An example of a semiconductor laminate package is disclosed in JP2009-038142A (hereinafter referred to as Patent Document 1). In a chip disclosed in this document, plural pads are arranged side by side in a longitudinal direction of the chip near the center of the chip. The pads are connected to a connection land or a wire expanding portion via wire lines.
When wire bonding is performed in the same direction from the pads of a pad row with the pad row as a reference, the wires respectively connected to the pads adjacent to each other are provided in parallel spaced apart from each other by the distance of a pad interval. When the VSSSA pad is arranged next to the DQ pad, a first wire connected to the VSSSA pad and a second wire connected to the DQ pad extend in parallel spaced apart from each other by the distance of the pad interval.
When noise is caused in the first wire by potential fluctuation in VSSSA, since the first wire and the second wire extend in parallel at the distance of the pad interval, in some case, the noise is propagated to the second wire.
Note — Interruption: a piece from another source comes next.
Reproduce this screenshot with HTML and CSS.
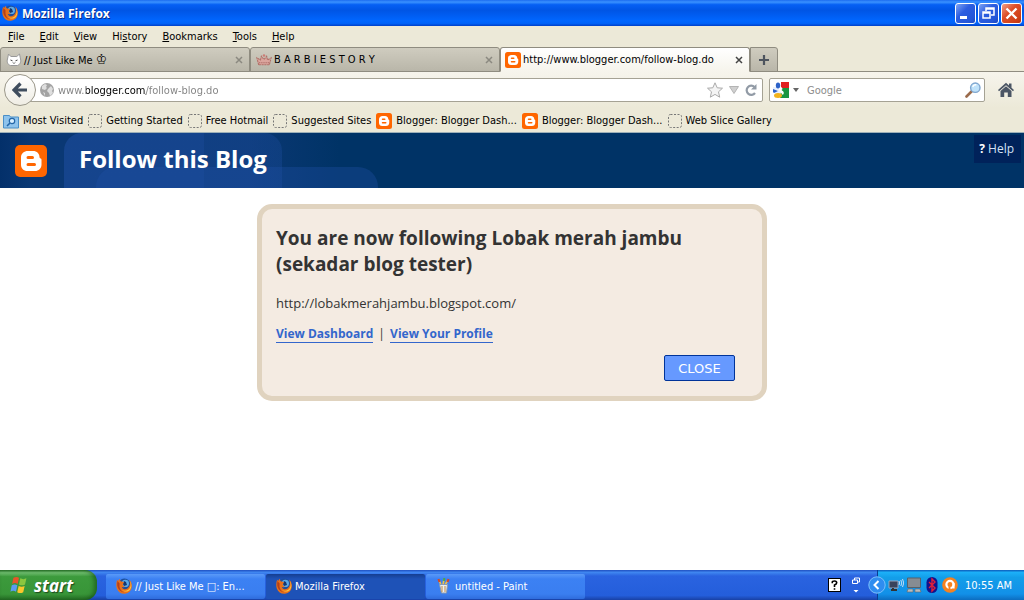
FILE: index.html
```html
<!DOCTYPE html>
<html lang="en">

<head>
    <meta charset="UTF-8">
    <meta name="viewport" content="width=device-width, initial-scale=1.0">
    <title>Mozilla Firefox</title>
    <link rel="stylesheet" href="styles.css">
</head>

<body>
    <!-- shared icons -->
    <svg class="sprite" aria-hidden="true">
        <symbol id="firefox" viewBox="0 0 16 16">
            <circle cx="8.4" cy="7" r="6.4" fill="#1d4f9e" />
            <circle cx="9.4" cy="5.4" r="3.6" fill="#5aa9e6" />
            <path d="M8 3l2 1 1 3-3 1-1-2z" fill="#18376e" />
            <path d="M1.2 1.4C.2 4-.1 7.5.8 10.400C2 14 5 15.900 8.500 15.800c4.500-.2 7.400-3.600 7.300-8C15.700 5 14.800 3 13 1.600c1 2 1.300 4 .6 5.800-1 3-3.600 4.300-6 3.500-1-.4-1.600-1-1.700-1.800 1 .3 2.200.2 3-.7-1.500-.2-2-1-2.100-2 .1-1 .8-1.400 1.300-1.700C7 3.500 6 3.300 5 3.600 4 2.600 3.800 1.800 4 .7 3 1.300 2.500 2 2.200 2.900 1.600 2.500 1.300 2 1.200 1.400z" fill="#e8701a" />
            <path d="M13.500 2.600c2 3 1.500 7-1 9-2 1.500-5 1.700-7 .2 3 2.700 7 2.300 8.900-.6 1.500-2.400 1.300-6-.9-8.600z" fill="#ffc43a" />
            <path d="M1.500 3C.8 6 1.200 9 2.600 11 4 13 6 14 8 14.400 4.500 13 3 9.500 3.600 5.500z" fill="#b5401a" />
        </symbol>
        <symbol id="blogger" viewBox="0 0 32 32">
            <rect width="32" height="32" rx="5" fill="#ff6600" />
            <path d="M13 6h5c4 0 6.500 2.700 6.500 6 0 .9.500 1.400 1.200 1.500.7.100.8.600.8 1.500v4.500c0 4-2.800 6.500-6.500 6.500h-7.500C8.500 26 6 23.500 6 19.500v-7C6 8.500 9 6 13 6z" fill="#fff" />
            <path d="M13 12.500h4.500M13 19.500h6.500" stroke="#ff6600" stroke-width="3" stroke-linecap="round" />
        </symbol>
        <symbol id="page" viewBox="0 0 14 14">
            <rect x=".5" y=".5" width="13" height="13" rx="2" fill="none" stroke="#777" stroke-dasharray="2 1.500" />
        </symbol>
        <symbol id="crown" viewBox="0 0 15 12">
            <path d="M2.500 10.500L.8 4l3.400 2L5 2.500l2.500 3L10 2.500l.8 3.500 3.400-2-1.700 6.500z" fill="#dba59d" stroke="#b07068" stroke-dasharray="2 .6" />
            <path d="M3 8.500h9" stroke="#a05c58" stroke-dasharray="1 1" />
            <circle cx="7.500" cy="1.700" r="1.200" fill="#cc7d76" />
        </symbol>
    </svg>

    <header class="titlebar">
        <svg class="icon16"><use href="#firefox" /></svg>
        <span class="titlebar-text">Mozilla Firefox</span>
        <button class="win-btn" aria-label="Minimize">
            <svg viewBox="0 0 19 19"><path d="M4 13.500h7" stroke="#fff" stroke-width="3" /></svg>
        </button>
        <button class="win-btn" aria-label="Restore">
            <svg viewBox="0 0 19 19"><path d="M7 7V4h8v7h-3M7 5h8" fill="none" stroke="#fff" stroke-width="1.500" /><path d="M4 8h7v6H4zM4 9h7" fill="none" stroke="#fff" stroke-width="1.500" /></svg>
        </button>
        <button class="win-btn win-close" aria-label="Close window">
            <svg viewBox="0 0 19 19"><path d="M4.500 4.500l10 10M14.500 4.500l-10 10" stroke="#fff" stroke-width="2.400" /></svg>
        </button>
    </header>

    <nav class="menubar">
        <button><u>F</u>ile</button>
        <button><u>E</u>dit</button>
        <button><u>V</u>iew</button>
        <button>Hi<u>s</u>tory</button>
        <button><u>B</u>ookmarks</button>
        <button><u>T</u>ools</button>
        <button><u>H</u>elp</button>
    </nav>

    <div class="tabs">
        <div class="tab">
            <svg class="icon16" viewBox="0 0 16 16"><path d="M2.500 2l2.300 2.500h6L13.500 2l1 5c1 3-1 6-3 6.500h-7C2 13 .5 10 1.500 7z" fill="#fff" stroke="#999" /><path d="M4.500 8l2 .8M11.500 8l-2 .8M7 10.500l1 1 1-1" fill="none" stroke="#444" /></svg>
            <span class="tab-title">// Just Like Me <span class="glyph">♔</span></span>
            <button class="tab-close" aria-label="Close tab"><svg viewBox="0 0 8 8"><path d="M1 1l6 6M7 1L1 7" /></svg></button>
        </div>
        <div class="tab">
            <svg class="icon16"><use href="#crown" /></svg>
            <span class="tab-title">B A R B I E S T O R Y</span>
            <button class="tab-close" aria-label="Close tab"><svg viewBox="0 0 8 8"><path d="M1 1l6 6M7 1L1 7" /></svg></button>
        </div>
        <div class="tab active">
            <svg class="icon16"><use href="#blogger" /></svg>
            <span class="tab-title">http://www.blogger.com/follow-blog.do</span>
            <button class="tab-close" aria-label="Close tab"><svg viewBox="0 0 8 8"><path d="M1 1l6 6M7 1L1 7" /></svg></button>
        </div>
        <button class="new-tab" aria-label="New tab">
            <svg viewBox="0 0 12 12"><path d="M6 1v10M1 6h10" stroke="#4d545e" stroke-width="2.200" /></svg>
        </button>
    </div>

    <div class="navbar">
        <button class="back" aria-label="Back">
            <svg viewBox="0 0 16 16"><path d="M8.500 1.500L2 8l6.500 6.500M3 8h12" fill="none" stroke="#3f4d5e" stroke-width="3.200" /></svg>
        </button>
        <div class="field url-field">
            <svg class="globe" viewBox="0 0 14 14"><circle cx="7" cy="7" r="7" fill="#a3a3a3" /><path d="M2 3l3-2 2 1-1 2 1 1-2 2-3-1zM8 6l3-3 2 3-1 2 1 2-3 3-1-3-2-2zM3 9l2 1v3z" fill="#dedede" /></svg>
            <input class="url" type="text" aria-label="Address" value="www.blogger.com/follow-blog.do">
            <button class="field-btn" aria-label="Bookmark this page"><svg class="icon16" viewBox="0 0 16 16"><path d="M8 .8l2.200 5 5.300.4-4 3.600 1.200 5.400L8 12.400l-4.700 2.800 1.200-5.400-4-3.600 5.300-.4z" fill="#f4f4f4" stroke="#aaa" /></svg></button>
            <button class="field-btn" aria-label="Show history"><svg class="arrow" viewBox="0 0 10 8"><path d="M.5.5h9L5 7.500z" fill="#d0d0d0" stroke="#b4b4b4" /></svg></button>
            <button class="field-btn" aria-label="Reload"><svg class="reload" viewBox="0 0 12 12"><path d="M9.500 3A4.600 4.600 0 1 0 10 9" fill="none" stroke="#929ba6" stroke-width="2.200" /><path d="M11.500 0v5.500H6z" fill="#929ba6" /></svg></button>
        </div>
        <div class="field search-field">
            <svg class="icon16" viewBox="0 0 16 16"><path d="M8 0h8v8H8z" fill="#e02020" /><path d="M8 8V6h8v10H7z" fill="#1a9641" /><path d="M0 5h5l3 6-4 2-4-3z" fill="#e8f0ff" /><ellipse cx="5" cy="3.500" rx="2.200" ry="3" fill="#2c62c8" /><path d="M0 7l5 2-4 2-1-1z" fill="#2c62c8" /><path d="M9 6c-3 2-1 3 0 4s0 2 0 2" fill="none" stroke="#fff" stroke-width="2.500" /><ellipse cx="5" cy="13.500" rx="4" ry="2.500" fill="#f2b21b" /></svg>
            <svg class="mini-arrow" viewBox="0 0 6 4"><path d="M0 0h6L3 4z" fill="#666" /></svg>
            <input type="text" aria-label="Search" placeholder="Google">
            <button class="field-btn" aria-label="Search"><svg class="icon16" viewBox="0 0 16 16"><path d="M1.500 14.500l6-6" stroke="#9b6b4b" stroke-width="2.600" stroke-linecap="round" /><circle cx="10.300" cy="5.700" r="4.700" fill="#bfe2fa" stroke="#7fa6cf" stroke-width="1.400" /><path d="M7.800 5c.5-2 2-2.500 3.500-2" fill="none" stroke="#fff" stroke-width="1.400" /></svg></button>
        </div>
        <button class="home" aria-label="Home">
            <svg viewBox="0 0 16 16"><path d="M0 8L8 .8l3 2.700V1.500h2.500v4.200L16 8l-1 1.200L8 3.200 1 9.200z" fill="#4b5564" /><path d="M2.500 9L8 4.300 13.500 9v6H9.800v-4.500H6.200V15H2.500z" fill="#4b5564" /></svg>
        </button>
    </div>

    <nav class="bookmarks">
        <a href="#"><svg class="icon16" viewBox="0 0 16 16"><path d="M.5 2.500h6l1 1.500h8v11H.5z" fill="#8ec3ec" stroke="#4a8fc7" /><path d="M4 13l3-3" stroke="#2467a8" stroke-width="1.600" /><circle cx="9" cy="8" r="2.700" fill="#d9f0ff" stroke="#2467a8" stroke-width="1.200" /></svg>Most Visited</a>
        <a href="#"><svg class="page-icon"><use href="#page" /></svg>Getting Started</a>
        <a href="#"><svg class="page-icon"><use href="#page" /></svg>Free Hotmail</a>
        <a href="#"><svg class="page-icon"><use href="#page" /></svg>Suggested Sites</a>
        <a href="#"><svg class="icon16"><use href="#blogger" /></svg>Blogger: Blogger Dash...</a>
        <a href="#"><svg class="icon16"><use href="#blogger" /></svg>Blogger: Blogger Dash...</a>
        <a href="#"><svg class="page-icon"><use href="#page" /></svg>Web Slice Gallery</a>
    </nav>

    <main class="page">
        <div class="page-header">
            <svg class="logo"><use href="#blogger" /></svg>
            <h1>Follow this Blog</h1>
            <a class="help" href="#"><b>?</b> Help</a>
        </div>
        <section class="card">
            <h2>You are now following Lobak merah jambu (sekadar blog tester)</h2>
            <p class="blog-url">http://lobakmerahjambu.blogspot.com/</p>
            <p class="links"><a href="#">View Dashboard</a> | <a href="#">View Your Profile</a></p>
            <div class="actions">
                <button class="close-btn">CLOSE</button>
            </div>
        </section>
    </main>

    <footer class="taskbar">
        <button class="start">
            <svg viewBox="0 0 18 18"><path d="M4 2.500c2-1 3.500-1 5 0L7.800 8c-1.600-1-3.300-1-5 0z" fill="#e8542a" /><path d="M10.200 3c1.800 1 3.500 1 5.500 0l-1.300 5.500c-1.800 1-3.600 1-5.400 0z" fill="#8cc63f" /><path d="M2.500 9.300c1.800-1 3.400-1 5 0L6.300 15c-1.600-1-3.300-1-5 0z" fill="#5b9bf0" /><path d="M8.700 9.800c1.800 1 3.500 1 5.400 0L12.800 15.500c-1.800 1-3.600 1-5.400 0z" fill="#fbc62c" /></svg>
            start
        </button>
        <div class="tasks">
            <button class="task"><svg class="icon16"><use href="#firefox" /></svg>// Just Like Me □: En...</button>
            <button class="task pressed"><svg class="icon16"><use href="#firefox" /></svg>Mozilla Firefox</button>
            <button class="task"><svg class="icon16" viewBox="0 0 16 16"><path d="M5 7l-2-5M7 7l1-6M9 7l3-5" stroke="#f0c14b" stroke-width="1.600" /><path d="M2.500 1l1 3M12.500 1l-1 3" stroke="#d24a2a" stroke-width="2.200" /><path d="M8.300 0l-.4 3" stroke="#4aa84a" stroke-width="2" /><path d="M3.500 6.500h8l-1 8.500h-5z" fill="#e9edf2" stroke="#8c9aad" /><path d="M6 8v6M9 8v6" stroke="#c08a40" /></svg>untitled - Paint</button>
        </div>
        <div class="lang">
            <svg class="lang-help" viewBox="0 0 13 14"><rect x=".5" y=".5" width="12" height="13" fill="#fff" stroke="#000" /><path d="M4.300 5.300V4q0-1 2.200-1t2.200 1.700Q8.700 6 6.500 7v2M6.500 10.200v1.600" fill="none" stroke="#000" stroke-width="1.600" /></svg>
            <svg class="lang-opts" viewBox="0 0 8 17"><path d="M2.500 3V1h5v4h-2M.5 3h5v3.500h-5z" fill="none" stroke="#fff" /><path d="M1.500 13h5L4 15.500z" fill="#fff" /></svg>
        </div>
        <div class="tray">
            <button class="tray-toggle" aria-label="Hide icons"><svg viewBox="0 0 18 18"><circle cx="9" cy="9" r="8.200" fill="#2f8df0" stroke="#7cc0fa" /><path d="M10.500 5L6.500 9l4 4" fill="none" stroke="#fff" stroke-width="2" /></svg></button>
            <svg class="icon16" viewBox="0 0 16 16"><path d="M1 4h9v7H1z" fill="#39435c" stroke="#9aa6bd" /><path d="M3 13h6M5 11v2" stroke="#333" stroke-width="2" /><path d="M11 4q1.500 2 0 4M12.800 3q2 3 0 6M14.500 2q2.500 4 0 8" fill="none" stroke="#c6dcf5" /></svg>
            <svg class="icon16" viewBox="0 0 16 16"><path d="M1.500 1h13v9.500h-13z" fill="#868c92" stroke="#5b6168" /><path d="M2 12h5v3H1zM9 12h5l1 3H9z" fill="#b7bcc1" stroke="#666" stroke-width=".6" /></svg>
            <svg class="icon16" viewBox="0 0 16 16"><rect x="2.500" y="0" width="11" height="16" rx="5.500" fill="#12128c" /><path d="M5 5l6 6-3 3V2l3 3-6 6" fill="none" stroke="#e0203a" stroke-width="1.400" /></svg>
            <svg class="icon16" viewBox="0 0 16 16"><circle cx="8" cy="8" r="7.800" fill="#f58220" /><circle cx="8" cy="7.500" r="3.600" fill="none" stroke="#fff" stroke-width="2.200" /><path d="M11.500 6v5.500" stroke="#fff" stroke-width="2.200" /><path d="M7.500 9.500v5" stroke="#f58220" stroke-width="2" /></svg>
            <time class="clock">10:55 AM</time>
        </div>
    </footer>
</body>

</html>
```

FILE: styles.css
```css
* {
    box-sizing: border-box;
}

body {
    display: flex;
    flex-direction: column;
    height: 100vh;
    margin: 0;
    background-color: #ece9d8;
    font-family: "DejaVu Sans Condensed", "DejaVu Sans", sans-serif;
    font-size: 11px;
    color: #000000;
}

button {
    border: none;
    background: none;
    padding: 0;
    margin: 0;
    font: inherit;
    color: inherit;
}

a {
    color: inherit;
    text-decoration: none;
}

svg {
    display: block;
    flex: none;
}

.sprite {
    display: none;
}

.icon16 {
    width: 16px;
    height: 16px;
}

/* title bar */
.titlebar {
    display: flex;
    align-items: center;
    gap: 2px;
    flex: none;
    height: 26px;
    padding: 0 2px;
    background: linear-gradient(#1c6cf0 0%, #3a92ff 8%, #0660f4 18%, #0055e5 40%, #0066ff 80%, #0062f8 90%, #003fc8 100%);
}

.titlebar-text {
    flex: 1;
    margin-left: 2px;
    font-family: "Open Sans", sans-serif;
    font-size: 12px;
    font-weight: bold;
    color: #ffffff;
    text-shadow: 1px 1px #0a2d8a;
}

.win-btn {
    width: 21px;
    height: 21px;
    border: 1px solid #ffffff;
    border-radius: 3px;
    background: linear-gradient(135deg, #7fa4f4, #2c5de0 40%, #2456d8 80%, #1a46c0);
}

.win-close {
    background: linear-gradient(135deg, #f0a088, #dd4f2a 40%, #cf4018 80%, #b83410);
}

/* menu */
.menubar {
    display: flex;
    align-items: center;
    gap: 15px;
    flex: none;
    height: 21px;
    padding: 0 8px;
}

/* tabs */
.tabs {
    display: flex;
    flex: none;
    height: 25px;
    border-bottom: 1px solid #8f8c80;
}

.tab {
    display: flex;
    align-items: center;
    flex: 0 1 250px;
    min-width: 0;
    height: 25px;
    padding: 0 6px 0 5px;
    border: 1px solid #8f8c80;
    border-radius: 3px 3px 0 0;
    background: linear-gradient(#cfccbf, #b9b6a9);
}

.tab.active {
    padding-left: 4px;
    border-bottom-color: #f6f4ec;
    background: linear-gradient(#ffffff, #f6f4ec);
}

.tab-title {
    flex: 1;
    overflow: hidden;
    white-space: nowrap;
    padding: 1px 0 0 2px;
    line-height: 16px;
}

.glyph {
    font-size: 14px;
    font-weight: bold;
    line-height: 14px;
}

.tab-close svg {
    width: 8px;
    height: 8px;
    stroke: #8b8980;
    stroke-width: 1.5;
}

.active .tab-close svg {
    stroke: #444444;
}

.new-tab {
    display: flex;
    align-items: center;
    justify-content: center;
    width: 28px;
    height: 25px;
    border: 1px solid #8f8c80;
    border-radius: 0 3px 0 0;
    background: linear-gradient(#cfccbf, #b9b6a9);
}

.new-tab svg {
    width: 12px;
    height: 12px;
}

/* address and search */
.navbar {
    display: flex;
    align-items: center;
    flex: none;
    height: 36px;
    padding: 0 10px 0 4px;
    background: linear-gradient(#f6f4ec, #ece9d8);
}

.back {
    display: flex;
    align-items: center;
    justify-content: center;
    z-index: 1;
    width: 32px;
    height: 32px;
    border: 1px solid #9a978a;
    border-radius: 50%;
    background: linear-gradient(#ffffff, #efede4);
}

.back svg,
.home svg {
    width: 16px;
    height: 16px;
}

.field {
    display: flex;
    align-items: center;
    height: 24px;
    border: 1px solid #a5a294;
    border-radius: 2px;
    background-color: #ffffff;
}

.field input {
    flex: 1;
    min-width: 0;
    border: none;
    outline: none;
    padding: 1px 0 0;
    background-color: transparent;
    font: inherit;
}

.url-field {
    flex: 1;
    gap: 6px;
    margin-left: -8px;
    padding: 0 5px 0 11px;
}

.globe {
    width: 14px;
    height: 14px;
}

/* the domain is darker than the rest of the address */
.field .url {
    margin-left: -2px;
    color: transparent;
    background: linear-gradient(to right, #808080 28px, #000000 28px, #000000 88px, #808080 88px);
    -webkit-background-clip: text;
    background-clip: text;
}

.arrow {
    width: 10px;
    height: 8px;
}

.reload {
    width: 12px;
    height: 12px;
}

.search-field {
    flex: 0 0 216px;
    gap: 4px;
    margin-left: 6px;
    padding: 0 3px;
}

.search-field input {
    padding-left: 4px;
}

.search-field input::placeholder {
    color: #8c8c8c;
}

.mini-arrow {
    width: 6px;
    height: 4px;
}

.home {
    margin-left: 13px;
}

/* bookmarks */
.bookmarks {
    display: flex;
    align-items: center;
    gap: 5px;
    flex: none;
    height: 25px;
    padding: 1px 3px 0;
    border-bottom: 1px solid #9db0b8;
    white-space: nowrap;
}

.bookmarks a {
    display: flex;
    align-items: center;
    gap: 4px;
}

.page-icon {
    width: 14px;
    height: 14px;
}

/* page */
.page {
    flex: 1;
    min-height: 0;
    background-color: #ffffff;
    font-family: "Open Sans", sans-serif;
    font-size: 12px;
    color: #333333;
}

.page-header {
    display: flex;
    align-items: center;
    height: 55px;
    padding: 0 3px 0 15px;
    background: linear-gradient(to right, #03306a, #0a3874 30px, #0a3874 250px, #003366 340px);
    position: relative;
    overflow: hidden;
}

/* overlapping rounded shapes behind the title */
.page-header::before,
.page-header::after {
    content: "";
    position: absolute;
    bottom: 0;
    background-color: rgba(32, 80, 165, 0.35);
}

.page-header::before {
    left: 64px;
    width: 218px;
    height: 55px;
    border-radius: 18px 18px 0 0;
    background: linear-gradient(to right, rgba(32, 80, 165, 0.5) 140px, rgba(32, 80, 165, 0.3) 140px);
}

.page-header::after {
    left: 96px;
    width: 282px;
    height: 21px;
    border-radius: 20px 20px 0 0;
}

.logo {
    width: 32px;
    height: 32px;
}

.page-header h1 {
    z-index: 1;
    flex: 1;
    margin: 0 0 0 32px;
    padding-bottom: 4px;
    font-size: 24px;
    line-height: 32px;
    font-weight: bold;
    color: #ffffff;
}

.help {
    align-self: flex-start;
    margin-top: 2px;
    padding: 0 7px 0 5px;
    background-color: #00225a;
    line-height: 28px;
    color: #d5e2f5;
}

.help b {
    color: #ffffff;
}

.card {
    width: 510px;
    max-width: 100%;
    margin: 16px auto 0;
    padding: 16px 27px 15px 14px;
    border: 5px solid #e0d3bf;
    border-radius: 15px;
    background-color: #f4ebe2;
}

.card h2 {
    margin: 0;
    font-size: 19px;
    line-height: 26px;
    color: #333333;
}

.card p {
    margin: 0;
    line-height: 18px;
}

.card .blog-url {
    margin-top: 17px;
    font-size: 13px;
}

.card .links {
    margin-top: 13px;
}

.links a {
    margin-right: 2px;
    border-bottom: 1px solid #3366cc;
    font-weight: bold;
    line-height: 14px;
    color: #3366cc;
}

.links a + a {
    margin: 0 0 0 2px;
}

.actions {
    display: flex;
    justify-content: flex-end;
    margin-top: 12px;
}

.close-btn {
    width: 71px;
    height: 26px;
    border: 1px solid #003399;
    border-radius: 2px;
    background-color: #6699ff;
    font-family: "DejaVu Sans", sans-serif;
    font-size: 13px;
    color: #ffffff;
}

/* taskbar */
.taskbar {
    display: flex;
    align-items: stretch;
    flex: none;
    height: 30px;
    background: linear-gradient(#1f4fc0 0%, #3f86f0 8%, #2a63e0 20%, #245edb 85%, #1941a5 100%);
    color: #ffffff;
}

.start {
    display: flex;
    align-items: center;
    gap: 5px;
    width: 97px;
    padding-left: 9px;
    border-radius: 0 12px 12px 0;
    background: linear-gradient(#2d7a2d 0%, #6fbf6f 9%, #3c9a3c 22%, #389538 80%, #267026 100%);
    box-shadow: inset -3px 0 4px rgba(10, 60, 10, 0.5);
    font-family: "Open Sans", sans-serif;
    font-size: 17px;
    font-style: italic;
    font-weight: bold;
    text-shadow: 1px 1px 1px #1d4a1d;
}

.start svg {
    width: 20px;
    height: 20px;
}

.tasks {
    display: flex;
    align-items: center;
    gap: 1px;
    flex: 1;
    padding: 3px 0 1px 9px;
}

.task {
    display: flex;
    align-items: center;
    gap: 3px;
    flex: 0 1 159px;
    min-width: 0;
    height: 25px;
    padding-left: 10px;
    border-radius: 2px;
    background: linear-gradient(#5a9af8, #3c81f3 20%, #3a7ef0 80%, #2f6cdc);
    white-space: nowrap;
}

.task.pressed {
    background: linear-gradient(#153e90, #1e52b7 20%, #1e52b7);
}

.lang {
    display: flex;
    align-items: center;
    gap: 11px;
    padding-right: 17px;
}

.lang-help {
    width: 13px;
    height: 14px;
}

.lang-opts {
    width: 8px;
    height: 17px;
}

.tray {
    display: flex;
    align-items: center;
    gap: 2px;
    padding-right: 12px;
    background: linear-gradient(#0c59b9 0%, #1cb0f8 8%, #139ee9 25%, #1290e8 80%, #0c6dc0 100%);
    border-left: 1px solid #0a3d91;
}

.tray-toggle {
    margin-left: -10px;
}

.tray-toggle svg {
    width: 18px;
    height: 18px;
}

.clock {
    margin-left: 5px;
}
```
In this case, a signal input via the DQ pad is adversely affected. When timing of the occurrence of the noise in the first wire and timing of the input of the signal to the DQ pad coincide with each other, a memory device is likely to misrecognize a high level of a DQ signal as a low level or misrecognize the low level as the high level.
In the technique disclosed in Patent Document 1, a pad for DQ voltage for ground potential (equivalent to a VSSQ pad) is arranged next to a pad for DQ signal. The direction where the wire line is connected to the pad for DQ signal at a position near the chip center is in the opposite direction to the direction where the wire line is connected to the VSSQ pad also at the position near the chip center. However, Patent Document 1 does not disclose that the VSSSA pad is arranged next to the pad for DQ signal.